A cura di Daniela Scafaro.
L’omosessualità femminile è
stata avvolta lungo i secoli da una coltre di silenzio.
All’origine di questa scarsa
visibilità, il substrato machista ed eterosessista di cui la nostra cultura è
impregnata e di cui forse l’espressione più eclatante sta in una certa difficoltà
a concepire il lesbismo, o meglio, in una concezione della sessualità tra donne
ad uso e consumo dell’uomo etero e delle sue fantasie (prevalente per lungo
tempo nella rappresentazione narrativa e televisiva).
Fin dall’antichità l’accento,
nel bene e nel male, è sempre stato posto sulle relazioni omosessuali maschili.
Nell’Antica Grecia l’omosessualità maschile non creava scandalo e gli si
attribuiva al contrario un valore simbolico, quasi inesistenti, invece, fonti
che rimandino all’amore tra donne; le leggi ottocentesche sull’omosessualità non
includevano tout court quella femminile e quando lo facevano erano applicate
molto di rado; durante il regime nazista le donne lesbiche non venivano
identificate come tali ma classificate come asociali.

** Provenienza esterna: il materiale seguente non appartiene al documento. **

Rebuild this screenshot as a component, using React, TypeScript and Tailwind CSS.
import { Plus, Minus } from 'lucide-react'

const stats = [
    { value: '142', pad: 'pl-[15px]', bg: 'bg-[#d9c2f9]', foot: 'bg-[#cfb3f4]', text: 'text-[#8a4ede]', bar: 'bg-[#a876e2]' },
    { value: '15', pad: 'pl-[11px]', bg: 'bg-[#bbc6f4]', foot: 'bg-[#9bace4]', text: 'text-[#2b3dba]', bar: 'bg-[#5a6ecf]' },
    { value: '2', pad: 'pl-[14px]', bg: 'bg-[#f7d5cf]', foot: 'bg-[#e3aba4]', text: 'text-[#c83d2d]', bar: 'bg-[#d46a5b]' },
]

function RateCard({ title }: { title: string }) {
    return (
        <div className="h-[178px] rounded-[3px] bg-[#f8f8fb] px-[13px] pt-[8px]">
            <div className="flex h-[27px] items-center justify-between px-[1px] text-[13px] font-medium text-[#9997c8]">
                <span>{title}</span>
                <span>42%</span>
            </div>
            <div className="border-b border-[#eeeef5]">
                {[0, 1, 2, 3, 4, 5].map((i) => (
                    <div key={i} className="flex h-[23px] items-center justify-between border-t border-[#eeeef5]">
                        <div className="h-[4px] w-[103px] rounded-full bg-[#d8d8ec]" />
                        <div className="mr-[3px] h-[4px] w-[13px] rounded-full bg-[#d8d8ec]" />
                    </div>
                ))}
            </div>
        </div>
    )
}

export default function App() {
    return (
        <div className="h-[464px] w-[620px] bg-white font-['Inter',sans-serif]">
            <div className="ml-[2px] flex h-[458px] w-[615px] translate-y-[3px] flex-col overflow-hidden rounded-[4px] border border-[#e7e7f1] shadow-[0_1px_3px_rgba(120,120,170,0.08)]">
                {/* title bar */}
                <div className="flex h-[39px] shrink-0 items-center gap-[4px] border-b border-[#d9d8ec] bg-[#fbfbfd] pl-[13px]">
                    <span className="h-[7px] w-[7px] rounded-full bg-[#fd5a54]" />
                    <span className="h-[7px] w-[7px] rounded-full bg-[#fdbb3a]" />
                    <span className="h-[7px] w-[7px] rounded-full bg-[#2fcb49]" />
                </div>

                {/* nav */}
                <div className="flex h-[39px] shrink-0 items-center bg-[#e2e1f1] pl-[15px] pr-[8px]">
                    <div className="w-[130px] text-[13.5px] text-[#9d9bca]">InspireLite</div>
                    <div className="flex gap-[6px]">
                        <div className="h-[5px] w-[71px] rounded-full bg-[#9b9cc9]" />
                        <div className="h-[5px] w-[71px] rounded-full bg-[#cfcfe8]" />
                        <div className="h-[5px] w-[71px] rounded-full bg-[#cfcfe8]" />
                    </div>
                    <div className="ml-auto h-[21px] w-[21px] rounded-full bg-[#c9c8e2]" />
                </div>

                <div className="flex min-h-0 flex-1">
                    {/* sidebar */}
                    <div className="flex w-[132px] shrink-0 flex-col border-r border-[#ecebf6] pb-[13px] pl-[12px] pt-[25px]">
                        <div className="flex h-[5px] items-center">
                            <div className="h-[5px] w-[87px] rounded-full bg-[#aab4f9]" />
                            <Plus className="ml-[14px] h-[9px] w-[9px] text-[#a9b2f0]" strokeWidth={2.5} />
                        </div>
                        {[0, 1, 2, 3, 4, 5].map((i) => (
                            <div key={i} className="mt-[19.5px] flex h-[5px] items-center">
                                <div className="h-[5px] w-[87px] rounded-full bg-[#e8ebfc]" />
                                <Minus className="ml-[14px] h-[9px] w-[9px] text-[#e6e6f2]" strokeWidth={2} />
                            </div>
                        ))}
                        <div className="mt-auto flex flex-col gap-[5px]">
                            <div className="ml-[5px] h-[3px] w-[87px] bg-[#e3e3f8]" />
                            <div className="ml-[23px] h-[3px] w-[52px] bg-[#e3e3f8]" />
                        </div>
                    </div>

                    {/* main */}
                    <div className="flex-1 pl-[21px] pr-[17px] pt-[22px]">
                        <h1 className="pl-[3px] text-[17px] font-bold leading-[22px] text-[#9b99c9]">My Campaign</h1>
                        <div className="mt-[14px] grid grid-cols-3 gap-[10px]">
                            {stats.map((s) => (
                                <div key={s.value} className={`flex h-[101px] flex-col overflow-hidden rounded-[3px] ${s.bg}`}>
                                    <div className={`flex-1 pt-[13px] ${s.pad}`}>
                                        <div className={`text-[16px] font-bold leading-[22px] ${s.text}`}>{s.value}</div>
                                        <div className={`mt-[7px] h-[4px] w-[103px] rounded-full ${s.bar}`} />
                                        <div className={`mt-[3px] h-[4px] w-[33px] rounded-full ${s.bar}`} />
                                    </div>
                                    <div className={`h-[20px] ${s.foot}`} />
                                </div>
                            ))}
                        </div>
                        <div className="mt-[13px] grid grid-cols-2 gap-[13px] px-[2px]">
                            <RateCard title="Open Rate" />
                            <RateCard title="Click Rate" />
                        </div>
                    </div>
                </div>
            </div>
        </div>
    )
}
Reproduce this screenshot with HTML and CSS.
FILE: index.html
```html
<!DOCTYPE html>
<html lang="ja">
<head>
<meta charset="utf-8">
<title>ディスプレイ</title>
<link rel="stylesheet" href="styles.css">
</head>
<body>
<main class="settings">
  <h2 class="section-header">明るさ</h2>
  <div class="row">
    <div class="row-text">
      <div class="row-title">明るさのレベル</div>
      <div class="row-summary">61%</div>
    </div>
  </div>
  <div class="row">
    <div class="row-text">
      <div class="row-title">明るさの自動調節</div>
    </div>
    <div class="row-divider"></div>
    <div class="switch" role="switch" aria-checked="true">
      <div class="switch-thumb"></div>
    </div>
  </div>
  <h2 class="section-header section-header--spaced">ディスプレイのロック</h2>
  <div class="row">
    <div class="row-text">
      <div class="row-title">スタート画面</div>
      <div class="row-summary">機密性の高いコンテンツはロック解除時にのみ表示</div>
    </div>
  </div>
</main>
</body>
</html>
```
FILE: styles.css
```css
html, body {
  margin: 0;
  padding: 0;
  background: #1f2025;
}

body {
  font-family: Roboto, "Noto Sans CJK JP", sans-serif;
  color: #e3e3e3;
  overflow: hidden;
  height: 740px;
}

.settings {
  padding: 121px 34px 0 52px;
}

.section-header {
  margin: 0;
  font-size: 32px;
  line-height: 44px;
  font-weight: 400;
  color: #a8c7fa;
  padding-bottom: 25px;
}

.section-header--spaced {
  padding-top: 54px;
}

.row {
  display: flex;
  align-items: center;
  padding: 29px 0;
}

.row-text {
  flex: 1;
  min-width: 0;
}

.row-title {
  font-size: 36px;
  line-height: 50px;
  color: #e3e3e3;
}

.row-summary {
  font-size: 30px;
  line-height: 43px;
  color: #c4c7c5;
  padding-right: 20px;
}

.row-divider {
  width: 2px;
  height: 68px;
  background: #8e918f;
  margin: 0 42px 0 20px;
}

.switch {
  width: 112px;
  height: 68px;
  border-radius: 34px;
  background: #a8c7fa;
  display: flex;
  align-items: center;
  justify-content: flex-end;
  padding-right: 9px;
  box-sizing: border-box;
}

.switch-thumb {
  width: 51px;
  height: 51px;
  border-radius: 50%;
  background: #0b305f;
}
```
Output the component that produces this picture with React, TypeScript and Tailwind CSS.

Questo, tuttavia, non segnala
una migliore condizione delle donne lesbiche, anzi gravata dal doppio stigma dell’appartenenza
a due minoranze, dallo statuto di subordinazione inestricabilmente connesso
all’esser in primis donne e già per questo, non degne di visibilità.
Ed è
proprio alla luce dell’appartenenza al genere femminile e alla repressione che
storicamente lo contraddistingue - minore libertà di poter scegliere il proprio
“destino”, esprimere il proprio pensiero, vivere liberamente lo spazio urbano
etc. - (Zanotti, 2005), che si può provare a leggere un certo “ritardo”
nell’elaborazione di un movimento di rivendicazione e visibilità lesbica.
Inoltre proprio l’intreccio
tra questi aspetti identitari ha reso necessario un maggiore sforzo di
elaborazione per rivendicare le specificità della propria condizione pur nel
riconoscimento di punti di convergenza con altre identità e movimenti come
quelli femminista e gay.
In Italia è a partire dagli
anni settanta che nascono i primi collettivi lesbici (Rifiutare, Artemide
ed Identità Negata a Roma; Donne Omosessuali a Milano; Brigate
di Saffo a Torino etc.).
Nel 1981 nasce il C.L.I., Collegamento Lesbiche
Italiane, con l’obiettivo di fare rete e creare occasioni di incontro e
riflessione politica tra donne lesbiche anche tramite la pubblicazione di un
bollettino - poi rinominata Bollettina - opuscoli, saggi e tanto altro
sul tema del lesbismo.
Con questi movimenti si
comincia a mettere a fuoco la questione della visibilità come necessità,
presupposto ineludibile per dare valore e riconoscimento sociale e politico
alla propria identità, per poter rivendicare i propri diritti.
Rendersi
visibili, nominabili è l’unico modo per non ricadere nell’ombra dei secoli
passati e per dare voce alle peculiarità di un percorso storico-identitario che
differisce da altri, anche all’interno della stessa comunità LGBT+.
Ecco perché è importante dedicare
una giornata dedicata alla Visibilità Lesbica (26 aprile). Si tratta di una
ricorrenza per ricordare che esistono donne che amano altre donne, per liberarsi
dall’ombra, esigere riconoscimento e dignità.
Riferimenti.
Zanotti, P. (2005). Il gay. Dove si racconta come è stata
inventata l'identità omosessuale. Le terre.